What needs to be done - Could you write out every record below exactly, leaving out any pictures?

Pages as source code -
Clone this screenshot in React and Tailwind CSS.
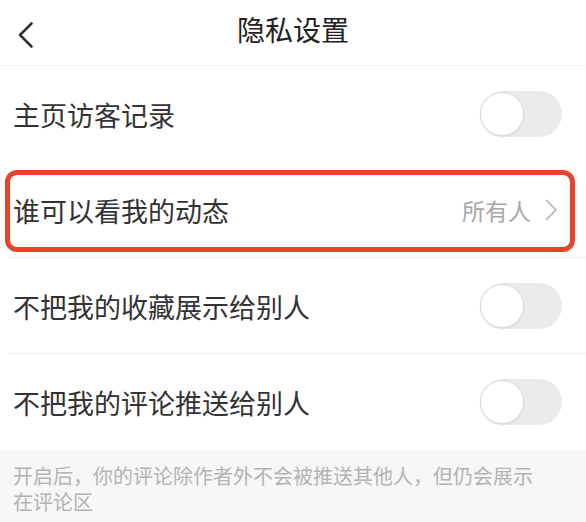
import { useState } from 'react';

const font = { fontFamily: '"Noto Sans CJK SC", "Noto Sans", sans-serif' };

function Toggle({ on, onChange }) {
  return (
    <button
      onClick={onChange}
      className={`w-[82px] h-[46px] rounded-full p-0 flex items-center ${on ? 'bg-[#fe2c55] justify-end' : 'bg-[#ebebeb] justify-start'}`}
    >
      <span className="w-[44px] h-[44px] rounded-full bg-white border border-[#dcdcdc] shadow-[0_1px_2px_rgba(0,0,0,0.08)]" />
    </button>
  );
}

function Row({ label, children, divider = true }) {
  return (
    <div className="relative h-[96px] flex items-center justify-between pl-[13px] pr-[24px]">
      <span className="text-[27px] text-[#333] leading-none">{label}</span>
      {children}
      {divider && <div className="absolute left-[8px] right-0 bottom-0 h-px bg-[#eeeeee]" />}
    </div>
  );
}

export default function App() {
  const [visitor, setVisitor] = useState(false);
  const [favs, setFavs] = useState(false);
  const [comments, setComments] = useState(false);

  return (
    <div className="w-[586px] h-[522px] bg-white overflow-hidden" style={font}>
      {/* header */}
      <div className="relative h-[66px] flex items-center justify-center border-b border-[#f3f3f3]">
        <button className="absolute left-[16px] top-[21px]">
          <svg width="20" height="28" viewBox="0 0 20 28" fill="none">
            <path d="M15.5 2.5 L4 14 L15.5 25.5" stroke="#333" strokeWidth="2.6" strokeLinecap="round" strokeLinejoin="round" />
          </svg>
        </button>
        <h1 className="text-[28px] font-normal text-[#222] leading-none -mt-[8px]">隐私设置</h1>
      </div>

      <Row label="主页访客记录" divider={false}>
        <Toggle on={visitor} onChange={() => setVisitor(!visitor)} />
      </Row>

      <div className="relative">
        <Row label="谁可以看我的动态">
          <div className="flex items-center gap-[14px] pr-[4px]">
            <span className="text-[23px] text-[#a8a8a8] leading-none">所有人</span>
            <svg width="13" height="22" viewBox="0 0 13 22" fill="none">
              <path d="M1.5 1.5 L11 11 L1.5 20.5" stroke="#bdbdbd" strokeWidth="1.8" strokeLinecap="round" strokeLinejoin="round" />
            </svg>
          </div>
        </Row>
        <div className="absolute left-[5px] right-[11px] top-[8px] bottom-[6px] border-[5px] border-[#e8432b] rounded-[12px] pointer-events-none" />
      </div>

      <Row label="不把我的收藏展示给别人">
        <Toggle on={favs} onChange={() => setFavs(!favs)} />
      </Row>

      <Row label="不把我的评论推送给别人" divider={false}>
        <Toggle on={comments} onChange={() => setComments(!comments)} />
      </Row>

      <div className="bg-[#f7f7f7] h-full pt-[13px] pl-[13px] pr-[50px]">
        <p className="text-[20px] leading-[26px] text-[#b3b3b3]">
          开启后，你的评论除作者外不会被推送其他人，但仍会展示在评论区
        </p>
      </div>
    </div>
  );
}
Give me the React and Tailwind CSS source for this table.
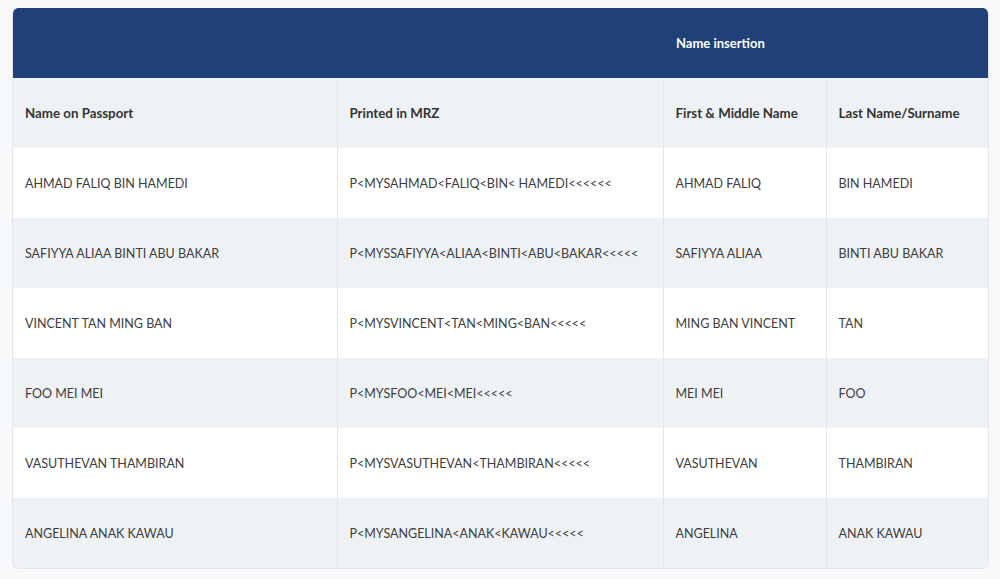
import React from "react";

const rows = [
  ["AHMAD FALIQ BIN HAMEDI", "P<MYSAHMAD<FALIQ<BIN< HAMEDI<<<<<<", "AHMAD FALIQ", "BIN HAMEDI"],
  ["SAFIYYA ALIAA BINTI ABU BAKAR", "P<MYSSAFIYYA<ALIAA<BINTI<ABU<BAKAR<<<<<", "SAFIYYA ALIAA", "BINTI ABU BAKAR"],
  ["VINCENT TAN MING BAN", "P<MYSVINCENT<TAN<MING<BAN<<<<<", "MING BAN VINCENT", "TAN"],
  ["FOO MEI MEI", "P<MYSFOO<MEI<MEI<<<<<", "MEI MEI", "FOO"],
  ["VASUTHEVAN THAMBIRAN", "P<MYSVASUTHEVAN<THAMBIRAN<<<<<", "VASUTHEVAN", "THAMBIRAN"],
  ["ANGELINA ANAK KAWAU", "P<MYSANGELINA<ANAK<KAWAU<<<<<", "ANGELINA", "ANAK KAWAU"],
];

const th = "text-left pl-[12px] pr-[13px] pt-[2px] font-bold text-[#333] text-[13.3px]";

export default function App() {
  return (
    <div className="min-h-screen bg-[#f8f9fb] px-3 pt-2 pb-2" style={{ fontFamily: "Lato, 'Open Sans', sans-serif" }}>
      <div className="w-[977px] rounded-md overflow-hidden border border-t-0 border-[#e3e6ea] bg-white">
        <table className="w-full table-fixed border-collapse text-[12.5px]">
          <colgroup>
            <col className="w-[324px]" />
            <col className="w-[326px]" />
            <col className="w-[163px]" />
            <col className="w-[162px]" />
          </colgroup>
          <thead>
            <tr className="bg-[#1f4177] h-[70px]">
              <th></th>
              <th></th>
              <th colSpan={2} className="text-left pl-[13px] pt-[2px] text-white font-bold text-[13px]">Name insertion</th>
            </tr>
            <tr className="bg-[#eff2f5] h-[70px]">
              <th className={th}>Name on Passport</th>
              <th className={`${th} border-l border-[#e3e6ea]`}>Printed in MRZ</th>
              <th className={`${th} border-l border-[#e3e6ea]`}>First &amp; Middle Name</th>
              <th className={`${th} border-l border-[#e3e6ea]`}>Last Name/Surname</th>
            </tr>
          </thead>
          <tbody>
            {rows.map((r, i) => (
              <tr key={i} className={`h-[70px] ${i % 2 === 1 ? "bg-[#eff2f5]" : "bg-white"}`}>
                {r.map((c, j) => (
                  <td key={j} className={`pl-[12px] pr-[13px] pt-[2px] text-[#3d3d3d] ${j > 0 ? "border-l border-[#e3e6ea]" : ""}`}>{c}</td>
                ))}
              </tr>
            ))}
          </tbody>
        </table>
      </div>
    </div>
  );
}
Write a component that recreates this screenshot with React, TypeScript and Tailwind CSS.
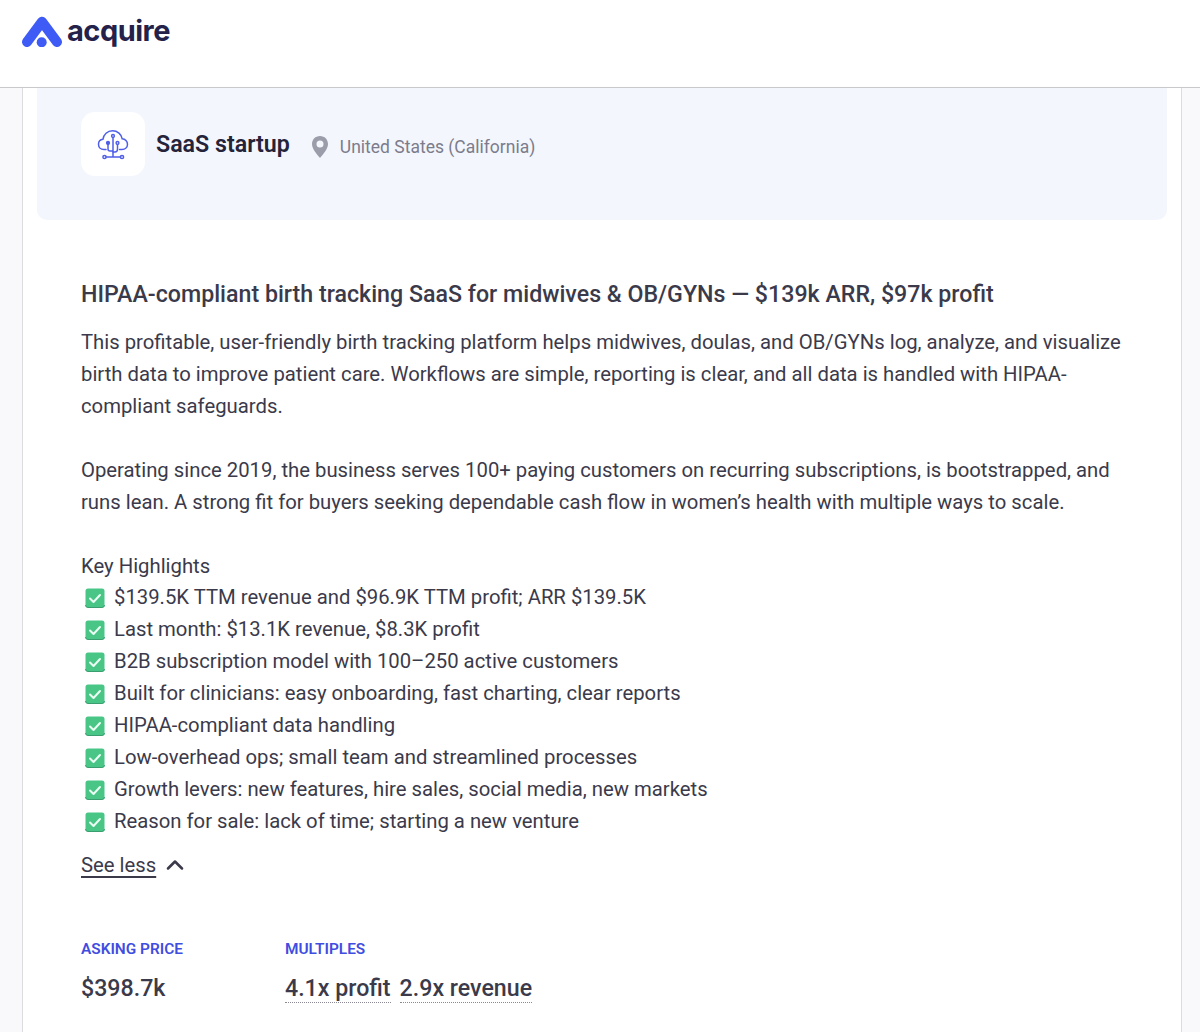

Result below -
Clone this screenshot in React and Tailwind CSS.
import { useState } from 'react';

const font = { fontFamily: '"Noto Sans CJK SC", "Noto Sans", sans-serif' };

function Toggle({ on, onChange }) {
  return (
    <button
      onClick={onChange}
      className={`w-[82px] h-[46px] rounded-full p-0 flex items-center ${on ? 'bg-[#fe2c55] justify-end' : 'bg-[#ebebeb] justify-start'}`}
    >
      <span className="w-[44px] h-[44px] rounded-full bg-white border border-[#dcdcdc] shadow-[0_1px_2px_rgba(0,0,0,0.08)]" />
    </button>
  );
}

function Row({ label, children, divider = true }) {
  return (
    <div className="relative h-[96px] flex items-center justify-between pl-[13px] pr-[24px]">
      <span className="text-[27px] text-[#333] leading-none">{label}</span>
      {children}
      {divider && <div className="absolute left-[8px] right-0 bottom-0 h-px bg-[#eeeeee]" />}
    </div>
  );
}

export default function App() {
  const [visitor, setVisitor] = useState(false);
  const [favs, setFavs] = useState(false);
  const [comments, setComments] = useState(false);

  return (
    <div className="w-[586px] h-[522px] bg-white overflow-hidden" style={font}>
      {/* header */}
      <div className="relative h-[66px] flex items-center justify-center border-b border-[#f3f3f3]">
        <button className="absolute left-[16px] top-[21px]">
          <svg width="20" height="28" viewBox="0 0 20 28" fill="none">
            <path d="M15.5 2.5 L4 14 L15.5 25.5" stroke="#333" strokeWidth="2.6" strokeLinecap="round" strokeLinejoin="round" />
          </svg>
        </button>
        <h1 className="text-[28px] font-normal text-[#222] leading-none -mt-[8px]">隐私设置</h1>
      </div>

      <Row label="主页访客记录" divider={false}>
        <Toggle on={visitor} onChange={() => setVisitor(!visitor)} />
      </Row>

      <div className="relative">
        <Row label="谁可以看我的动态">
          <div className="flex items-center gap-[14px] pr-[4px]">
            <span className="text-[23px] text-[#a8a8a8] leading-none">所有人</span>
            <svg width="13" height="22" viewBox="0 0 13 22" fill="none">
              <path d="M1.5 1.5 L11 11 L1.5 20.5" stroke="#bdbdbd" strokeWidth="1.8" strokeLinecap="round" strokeLinejoin="round" />
            </svg>
          </div>
        </Row>
        <div className="absolute left-[5px] right-[11px] top-[8px] bottom-[6px] border-[5px] border-[#e8432b] rounded-[12px] pointer-events-none" />
      </div>

      <Row label="不把我的收藏展示给别人">
        <Toggle on={favs} onChange={() => setFavs(!favs)} />
      </Row>

      <Row label="不把我的评论推送给别人" divider={false}>
        <Toggle on={comments} onChange={() => setComments(!comments)} />
      </Row>

      <div className="bg-[#f7f7f7] h-full pt-[13px] pl-[13px] pr-[50px]">
        <p className="text-[20px] leading-[26px] text-[#b3b3b3]">
          开启后，你的评论除作者外不会被推送其他人，但仍会展示在评论区
        </p>
      </div>
    </div>
  );
}
Give me the React and Tailwind CSS source for this table.
import React from "react";

const rows = [
  ["AHMAD FALIQ BIN HAMEDI", "P<MYSAHMAD<FALIQ<BIN< HAMEDI<<<<<<", "AHMAD FALIQ", "BIN HAMEDI"],
  ["SAFIYYA ALIAA BINTI ABU BAKAR", "P<MYSSAFIYYA<ALIAA<BINTI<ABU<BAKAR<<<<<", "SAFIYYA ALIAA", "BINTI ABU BAKAR"],
  ["VINCENT TAN MING BAN", "P<MYSVINCENT<TAN<MING<BAN<<<<<", "MING BAN VINCENT", "TAN"],
  ["FOO MEI MEI", "P<MYSFOO<MEI<MEI<<<<<", "MEI MEI", "FOO"],
  ["VASUTHEVAN THAMBIRAN", "P<MYSVASUTHEVAN<THAMBIRAN<<<<<", "VASUTHEVAN", "THAMBIRAN"],
  ["ANGELINA ANAK KAWAU", "P<MYSANGELINA<ANAK<KAWAU<<<<<", "ANGELINA", "ANAK KAWAU"],
];

const th = "text-left pl-[12px] pr-[13px] pt-[2px] font-bold text-[#333] text-[13.3px]";

export default function App() {
  return (
    <div className="min-h-screen bg-[#f8f9fb] px-3 pt-2 pb-2" style={{ fontFamily: "Lato, 'Open Sans', sans-serif" }}>
      <div className="w-[977px] rounded-md overflow-hidden border border-t-0 border-[#e3e6ea] bg-white">
        <table className="w-full table-fixed border-collapse text-[12.5px]">
          <colgroup>
            <col className="w-[324px]" />
            <col className="w-[326px]" />
            <col className="w-[163px]" />
            <col className="w-[162px]" />
          </colgroup>
          <thead>
            <tr className="bg-[#1f4177] h-[70px]">
              <th></th>
              <th></th>
              <th colSpan={2} className="text-left pl-[13px] pt-[2px] text-white font-bold text-[13px]">Name insertion</th>
            </tr>
            <tr className="bg-[#eff2f5] h-[70px]">
              <th className={th}>Name on Passport</th>
              <th className={`${th} border-l border-[#e3e6ea]`}>Printed in MRZ</th>
              <th className={`${th} border-l border-[#e3e6ea]`}>First &amp; Middle Name</th>
              <th className={`${th} border-l border-[#e3e6ea]`}>Last Name/Surname</th>
            </tr>
          </thead>
          <tbody>
            {rows.map((r, i) => (
              <tr key={i} className={`h-[70px] ${i % 2 === 1 ? "bg-[#eff2f5]" : "bg-white"}`}>
                {r.map((c, j) => (
                  <td key={j} className={`pl-[12px] pr-[13px] pt-[2px] text-[#3d3d3d] ${j > 0 ? "border-l border-[#e3e6ea]" : ""}`}>{c}</td>
                ))}
              </tr>
            ))}
          </tbody>
        </table>
      </div>
    </div>
  );
}
Write a component that recreates this screenshot with React, TypeScript and Tailwind CSS.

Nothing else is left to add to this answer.